### Directions
Go through the material and write it all out exactly, minus the pictures.

### Dataset section
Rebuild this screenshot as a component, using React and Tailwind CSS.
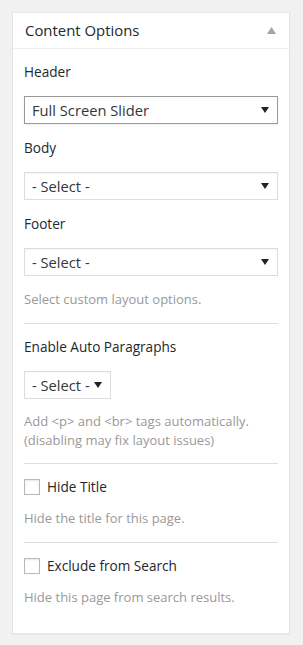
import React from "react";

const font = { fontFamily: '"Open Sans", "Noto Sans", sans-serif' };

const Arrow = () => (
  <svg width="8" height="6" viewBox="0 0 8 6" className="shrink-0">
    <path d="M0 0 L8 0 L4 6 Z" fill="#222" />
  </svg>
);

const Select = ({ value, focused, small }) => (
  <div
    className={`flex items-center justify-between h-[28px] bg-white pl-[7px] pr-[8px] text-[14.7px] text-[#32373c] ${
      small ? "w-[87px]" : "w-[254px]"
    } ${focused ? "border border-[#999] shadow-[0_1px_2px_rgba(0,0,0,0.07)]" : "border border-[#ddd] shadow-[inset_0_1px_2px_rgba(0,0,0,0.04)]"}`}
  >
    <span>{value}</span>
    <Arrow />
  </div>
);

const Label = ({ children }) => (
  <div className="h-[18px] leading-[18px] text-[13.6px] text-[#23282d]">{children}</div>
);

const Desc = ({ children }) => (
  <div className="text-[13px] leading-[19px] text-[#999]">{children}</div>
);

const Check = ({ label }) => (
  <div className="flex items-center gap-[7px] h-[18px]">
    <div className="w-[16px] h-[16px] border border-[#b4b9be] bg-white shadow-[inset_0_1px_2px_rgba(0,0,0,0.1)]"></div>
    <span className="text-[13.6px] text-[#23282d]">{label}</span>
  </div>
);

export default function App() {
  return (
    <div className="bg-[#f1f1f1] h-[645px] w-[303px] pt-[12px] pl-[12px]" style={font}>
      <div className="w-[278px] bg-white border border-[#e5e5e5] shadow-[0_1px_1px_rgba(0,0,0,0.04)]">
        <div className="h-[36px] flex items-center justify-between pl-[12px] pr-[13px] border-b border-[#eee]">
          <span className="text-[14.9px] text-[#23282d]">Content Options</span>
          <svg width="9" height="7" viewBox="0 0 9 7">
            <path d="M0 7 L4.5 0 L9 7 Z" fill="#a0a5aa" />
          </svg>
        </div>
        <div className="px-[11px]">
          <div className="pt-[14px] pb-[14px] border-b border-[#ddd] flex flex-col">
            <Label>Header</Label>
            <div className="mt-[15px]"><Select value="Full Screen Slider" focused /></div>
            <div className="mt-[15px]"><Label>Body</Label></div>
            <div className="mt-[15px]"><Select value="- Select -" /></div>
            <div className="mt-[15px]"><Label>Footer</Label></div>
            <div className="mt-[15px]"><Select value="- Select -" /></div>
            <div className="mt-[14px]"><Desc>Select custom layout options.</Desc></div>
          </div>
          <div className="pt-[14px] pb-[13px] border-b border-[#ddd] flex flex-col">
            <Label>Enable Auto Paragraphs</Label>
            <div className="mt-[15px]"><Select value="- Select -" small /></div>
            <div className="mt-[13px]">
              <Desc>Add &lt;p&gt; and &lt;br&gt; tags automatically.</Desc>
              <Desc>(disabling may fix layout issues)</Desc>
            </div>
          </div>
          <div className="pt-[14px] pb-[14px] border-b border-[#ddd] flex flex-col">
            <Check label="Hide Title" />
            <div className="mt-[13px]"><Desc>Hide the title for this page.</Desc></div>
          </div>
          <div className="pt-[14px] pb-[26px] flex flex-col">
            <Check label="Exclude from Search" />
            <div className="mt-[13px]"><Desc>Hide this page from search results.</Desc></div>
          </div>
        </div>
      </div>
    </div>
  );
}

### Task result
Rebuild this screenshot as a component, using React and Tailwind CSS.
import React from "react";

const font = { fontFamily: '"Open Sans", "Noto Sans", sans-serif' };

const Arrow = () => (
  <svg width="8" height="6" viewBox="0 0 8 6" className="shrink-0">
    <path d="M0 0 L8 0 L4 6 Z" fill="#222" />
  </svg>
);

const Select = ({ value, focused, small }) => (
  <div
    className={`flex items-center justify-between h-[28px] bg-white pl-[7px] pr-[8px] text-[14.7px] text-[#32373c] ${
      small ? "w-[87px]" : "w-[254px]"
    } ${focused ? "border border-[#999] shadow-[0_1px_2px_rgba(0,0,0,0.07)]" : "border border-[#ddd] shadow-[inset_0_1px_2px_rgba(0,0,0,0.04)]"}`}
  >
    <span>{value}</span>
    <Arrow />
  </div>
);

const Label = ({ children }) => (
  <div className="h-[18px] leading-[18px] text-[13.6px] text-[#23282d]">{children}</div>
);

const Desc = ({ children }) => (
  <div className="text-[13px] leading-[19px] text-[#999]">{children}</div>
);

const Check = ({ label }) => (
  <div className="flex items-center gap-[7px] h-[18px]">
    <div className="w-[16px] h-[16px] border border-[#b4b9be] bg-white shadow-[inset_0_1px_2px_rgba(0,0,0,0.1)]"></div>
    <span className="text-[13.6px] text-[#23282d]">{label}</span>
  </div>
);

export default function App() {
  return (
    <div className="bg-[#f1f1f1] h-[645px] w-[303px] pt-[12px] pl-[12px]" style={font}>
      <div className="w-[278px] bg-white border border-[#e5e5e5] shadow-[0_1px_1px_rgba(0,0,0,0.04)]">
        <div className="h-[36px] flex items-center justify-between pl-[12px] pr-[13px] border-b border-[#eee]">
          <span className="text-[14.9px] text-[#23282d]">Content Options</span>
          <svg width="9" height="7" viewBox="0 0 9 7">
            <path d="M0 7 L4.5 0 L9 7 Z" fill="#a0a5aa" />
          </svg>
        </div>
        <div className="px-[11px]">
          <div className="pt-[14px] pb-[14px] border-b border-[#ddd] flex flex-col">
            <Label>Header</Label>
            <div className="mt-[15px]"><Select value="Full Screen Slider" focused /></div>
            <div className="mt-[15px]"><Label>Body</Label></div>
            <div className="mt-[15px]"><Select value="- Select -" /></div>
            <div className="mt-[15px]"><Label>Footer</Label></div>
            <div className="mt-[15px]"><Select value="- Select -" /></div>
            <div className="mt-[14px]"><Desc>Select custom layout options.</Desc></div>
          </div>
          <div className="pt-[14px] pb-[13px] border-b border-[#ddd] flex flex-col">
            <Label>Enable Auto Paragraphs</Label>
            <div className="mt-[15px]"><Select value="- Select -" small /></div>
            <div className="mt-[13px]">
              <Desc>Add &lt;p&gt; and &lt;br&gt; tags automatically.</Desc>
              <Desc>(disabling may fix layout issues)</Desc>
            </div>
          </div>
          <div className="pt-[14px] pb-[14px] border-b border-[#ddd] flex flex-col">
            <Check label="Hide Title" />
            <div className="mt-[13px]"><Desc>Hide the title for this page.</Desc></div>
          </div>
          <div className="pt-[14px] pb-[26px] flex flex-col">
            <Check label="Exclude from Search" />
            <div className="mt-[13px]"><Desc>Hide this page from search results.</Desc></div>
          </div>
        </div>
      </div>
    </div>
  );
}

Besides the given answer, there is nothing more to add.